Il campo profughi palestinese di Yarmuk, nella parte meridionale di Damasco, dove Abdul Halim al-Attar lavorava presso una fabbrica di cioccolato, è lontano. Il campo ora è devastato dai combattimenti.
Abdul Halim al-Attar anche se proviene dalla Siria è palestinese, non ha la cittadinanza siriana, ottenere i fondi è una lotta, finora ha ricevuto solo il 40 per cento di circa 168.000 dollari, dopo che Indiegogo e Paypal hanno trattenuto circa 20.000 dollari in spese di gestione e bancario. PayPal non opera in Libano, quindi al momento il denaro è trasferito verso il Libano un po’ alla volta da un amico che può eseguire prelievi a Dubai.
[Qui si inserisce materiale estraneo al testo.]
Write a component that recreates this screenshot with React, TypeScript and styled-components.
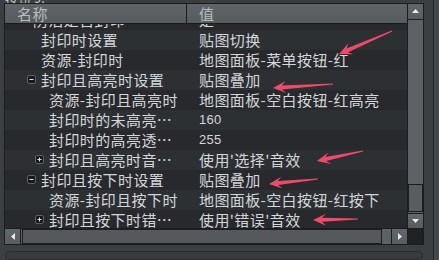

Gissur Simonarson in un’intervista telefonica da Oslo ha aggiunto:
«Sono davvero felice nel vedere che Abdul Halim al-Attar ha aperto un ristorante e i suoi figli sono ben curati, però sono sfiduciato dopo aver visto la difficoltà e le complicazioni per erogare i soldi ai rifugiati impossibilitati ad aprire un conto bancario in Libano. Penso che sarà la mia ultima raccolta fondi».
Abdul Halim al-Attar nonostante la sua frustrazione e l’incertezza su quando e se riceverà il resto dei suoi soldi, si sente grato. L’attività commerciale è in pareggio anche per i costanti ordini di pane fresco e shawarmas da parte dei lavoratori e delle famiglie del quartiere popolare di Ared Jaloul. In maglietta con la scritta “Stay Positive”, insaccando un sandwich di pollo arrosto, con un grande sorriso ha detto: «Ho dovuto investire il denaro, altrimenti l’avrei perso, quando Dio vuole concedere qualcosa, l’avrai».
Abdul Halim al-Attar e i suoi 16 dipendenti sono fortunati di avere posti di lavoro in Libano, secondo un rapporto 2014 dell’Organizzazione internazionale del lavoro, ci sono circa 1,2 milioni di rifugiati siriani registrati nel paese, la maggior parte di loro fatica a trovare lavoro, solo un terzo di tutti i rifugiati siriani in Libano ha una qualche forma di lavoro.
Abdul Halim al-Attar si sta abituando alla sua nuova condizione, una volta era un ambulante anonimo, ora si sente come un membro della sua comunità, in conclusione con un sorriso ha detto:
«Siriani e libanesi sono più gentili con me, mi rispettano di più, appena mi vedono mi salutano».